Cary’s New Terrestrial Globe. [Nineteenth Century English Terrestrial Globe].

"THE GREATEST BRITISH GLOBE MAKERS OF THE LATE GEORGIAN PERIOD": RARE JOHN AND WILLIAM CARY TERRESTIAL TABLE GLOBE

Cary’s New Terrestrial Globe. [Nineteenth Century English Terrestrial Globe].

CARY, John and William.

$11,000.00

Item Number: 127015

J. & W. Cary: London, 1820.

Rare early Regency period celestial table globe published by John and William Cary, generally regarded as the greatest British globe makers of the late Georgian period. The terrestrial table globe dates 1820 and measures 9 inches in diameter and is comprised of 12 hand-colored engraved gores with a calibrated brass meridian ring and 13 inch maple hand-colored zodiacal horizon ring.
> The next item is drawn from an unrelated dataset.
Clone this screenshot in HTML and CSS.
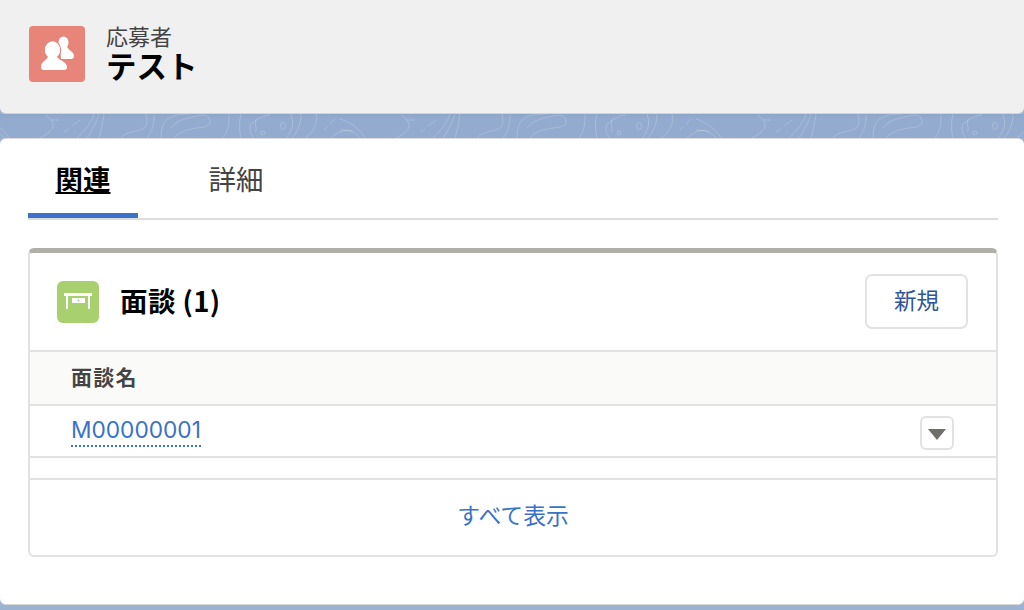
FILE: index.html
```html
<!DOCTYPE html>
<html lang="ja">
<head>
  <meta charset="UTF-8" />
  <meta name="viewport" content="width=device-width, initial-scale=1.0" />
  <title>応募者 テスト</title>
  <link rel="stylesheet" href="styles.css">
</head>
<body>
  <header class="record-head">
    <div class="record-icon">
      <svg viewBox="0 0 56 56" width="56" height="56">
        <ellipse cx="34.500" cy="16.500" rx="5" ry="6" fill="#fff"/>
        <path fill="#fff" d="M31 20h7c0 4 7 5 7 10 0 2-1 3-3 3H32z"/>
        <g fill="#fff" stroke="#e8857a" stroke-width="2.500" paint-order="stroke">
          <ellipse cx="23.500" cy="24" rx="7.500" ry="8.500"/>
          <path d="M19 30h9c0 4 10 5 10 11 0 2-1 3-3 3H15c-2 0-3-1-3-3 0-6 7-7 7-11z"/>
        </g>
        <ellipse cx="23.500" cy="24" rx="7.500" ry="8.500" fill="#fff"/>
      </svg>
    </div>
    <div class="record-title">
      <div class="record-type">応募者</div>
      <h1>テスト</h1>
    </div>
  </header>

  <div class="band">
    <svg viewBox="0 0 1024 24" width="1024" height="24">
      <defs>
        <g id="topo" fill="none" stroke="#fff" stroke-opacity=".2">
          <path d="M340 5c10 3 20 10 25 19M340 16c8 0 16 2 20 8"/>
          <path d="M402 1c5 4 9 10 6 14-3 4-8 7-12 9M407 6h8M420 18l5-3M428 12l8-6"/>
          <path d="M433 24c6-6 14-14 17-24M443 24c5-7 9-15 12-24M455 24c2-7 4-15 5-24"/>
          <path d="M502 0c2 8 1 14-6 16-8 2-15 3-19 8M510 1c0 8-1 15-7 23"/>
          <path d="M517 24c0-10 2-18 10-21 5-2 10-3 20-3"/>
          <path d="M527 14c6-8 16-10 26-12 8-2 12-1 13 6 .5 4-5 5-13 6-8 1-19 4-23 10"/>
          <path d="M585 0c0 8 0 16-6 24M597 0c-2 8-2 16 0 24M607 10c-2 5-1 10 3 14"/>
          <path d="M607 10c2-2 5-2 5-4 4-2 8-5 14-5M612 6c-2 5 2 8-1 12"/>
          <circle cx="619" cy="19" r="2"/>
          <ellipse cx="639" cy="12" rx="2.500" ry="3.500"/>
          <path d="M647 0c3 8 2 16-5 24M657 0c0 8-2 16-9 24M672 0c2 10-2 18-11 24"/>
          <path d="M680 16l3-3M686 10l5-5"/>
          <path d="M687 24c6-6 14-9 22-7"/>
        </g>
      </defs>
      <use href="#topo" x="-356"/>
      <use href="#topo"/>
      <use href="#topo" x="356"/>
      <use href="#topo" x="712"/>
    </svg>
  </div>

  <main class="panel">
    <nav class="tabs">
      <a class="tab active">関連</a>
      <a class="tab">詳細</a>
    </nav>

    <section class="card">
      <div class="card-head">
        <div class="card-icon">
          <svg viewBox="0 0 42 42" width="42" height="42">
            <path fill="#fff" d="M7 12h28v3h-2v13h-2V15H11v13H9V15H7z"/>
            <path fill="#fff" d="M15 17h13v5H15z"/>
            <circle cx="21.500" cy="19.500" r="1" fill="#a8d06e"/>
          </svg>
        </div>
        <h2>面談 (1)</h2>
        <button class="new-btn">新規</button>
      </div>
      <div class="col-head">面談名</div>
      <div class="row">
        <a class="record-link">M00000001</a>
        <button class="menu-btn"><span class="caret"></span></button>
      </div>
      <div class="spacer"></div>
      <div class="card-foot"><a>すべて表示</a></div>
    </section>
  </main>
</body>
</html>
```

FILE: styles.css
```css
html, body {
  height: 100%;
}
body {
  display: flex;
  flex-direction: column;
  margin: 0;
  overflow: hidden;
  background: #9cb2d1;
  font-family: "Noto Sans CJK JP", "Liberation Sans", sans-serif;
  color: #000;
}
.record-head {
  display: flex;
  align-items: center;
  box-sizing: border-box;
  height: 114px;
  padding: 0 0 6px 29px;
  background: #f0f0f0;
  border-bottom: 1px solid #d4d4d4;
  border-radius: 0 0 6px 6px;
}
.record-icon {
  width: 56px;
  height: 56px;
  margin-right: 21px;
  border-radius: 4px;
  background: #e8857a;
  overflow: hidden;
}
.record-icon svg {
  display: block;
}
.record-title {
  margin-bottom: 3px;
}
.record-type {
  font-size: 22px;
  line-height: 26px;
  color: #444;
}
.record-title h1 {
  margin: 0;
  font-size: 30.500px;
  font-weight: 700;
  line-height: 34px;
}
.band {
  height: 24px;
  background: linear-gradient(#8da5c9, #93abcf 5px);
  overflow: hidden;
}
.band svg {
  display: block;
}
.panel {
  box-sizing: border-box;
  height: 467px;
  padding: 0 26px 0 28px;
  background: #fff;
  border-top: 1px solid #dcdcdc;
  border-bottom: 1px solid #d6d6d6;
  border-radius: 6px;
}
.tabs {
  display: flex;
  height: 79px;
  border-bottom: 2px solid #dcdcdc;
}
.tab {
  box-sizing: border-box;
  width: 110px;
  height: 79px;
  padding-top: 19px;
  margin-right: 43px;
  font-size: 27.500px;
  line-height: 40px;
  text-align: center;
  color: #444;
}
.tab.active {
  border-bottom: 5px solid #3a72c8;
  font-weight: 700;
  color: #000;
  text-decoration: underline;
  text-underline-offset: 2px;
}
.card {
  box-sizing: border-box;
  height: 309px;
  margin-top: 28px;
  border: 2px solid #e2e2e2;
  border-top: 5px solid #b0afa8;
  border-radius: 6px;
}
.card-head {
  display: flex;
  align-items: center;
  box-sizing: border-box;
  height: 99px;
  padding: 0 28px 0 27px;
  border-bottom: 2px solid #e2e2e2;
}
.card-icon {
  width: 42px;
  height: 42px;
  margin-right: 21px;
  border-radius: 6px;
  background: #a8d06e;
}
.card-icon svg {
  display: block;
}
.card-head h2 {
  flex: 1;
  margin: 0 0 4px;
  font-size: 27.500px;
  font-weight: 700;
  line-height: 40px;
  letter-spacing: .4px;
}
.new-btn {
  box-sizing: border-box;
  width: 103px;
  height: 55px;
  padding: 0 0 6px;
  border: 2px solid #e2e2e2;
  border-radius: 7px;
  background: #fff;
  font-family: inherit;
  font-size: 22.500px;
  color: #2f5596;
}
.col-head {
  box-sizing: border-box;
  height: 54px;
  padding-left: 41px;
  border-bottom: 2px solid #e2e2e2;
  background: #fafaf9;
  font-size: 21px;
  font-weight: 700;
  line-height: 48px;
  letter-spacing: 1.300px;
  color: #444;
}
.row {
  display: flex;
  align-items: center;
  justify-content: space-between;
  box-sizing: border-box;
  height: 52px;
  padding: 0 42px 0 41px;
  border-bottom: 2px solid #e2e2e2;
}
.record-link {
  border-bottom: 2px dotted #3a72c8;
  font-family: "Inter", "Liberation Sans", sans-serif;
  font-size: 22.700px;
  line-height: 30px;
  color: #3a72c8;
}
.menu-btn {
  display: flex;
  align-items: center;
  justify-content: center;
  box-sizing: border-box;
  width: 34px;
  height: 34px;
  padding: 0;
  margin-top: 3px;
  border: 2px solid #e2e2e2;
  border-radius: 6px;
  background: #fff;
}
.caret {
  width: 0;
  height: 0;
  margin-top: 3px;
  border-left: 9px solid transparent;
  border-right: 9px solid transparent;
  border-top: 11px solid #706e6b;
}
.spacer {
  height: 22px;
  border-bottom: 2px solid #e2e2e2;
  box-sizing: border-box;
}
.card-foot {
  padding-top: 15px;
  font-size: 22.800px;
  line-height: 40px;
  text-align: center;
  color: #3a72c8;
}
```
Mounted on a Regency style turned maple stand, the globe depicts the major continents, countries, oceans, and seas “which are laid down by the discoveries of Captain Cook, Vancouver, de Lapérouse.” In near fine condition.

English cartographer John Cary served his apprenticeship as an engraver in London before setting up his own business in the Strand in 1783. He soon gained a reputation for his maps and globes, and his atlas, The New and Correct English Atlas published in 1787, became a standard reference work in England. In the production of globes, he worked with his better-known brother, William Cary, who was highly regarded for his skills as an astronomical instrument maker.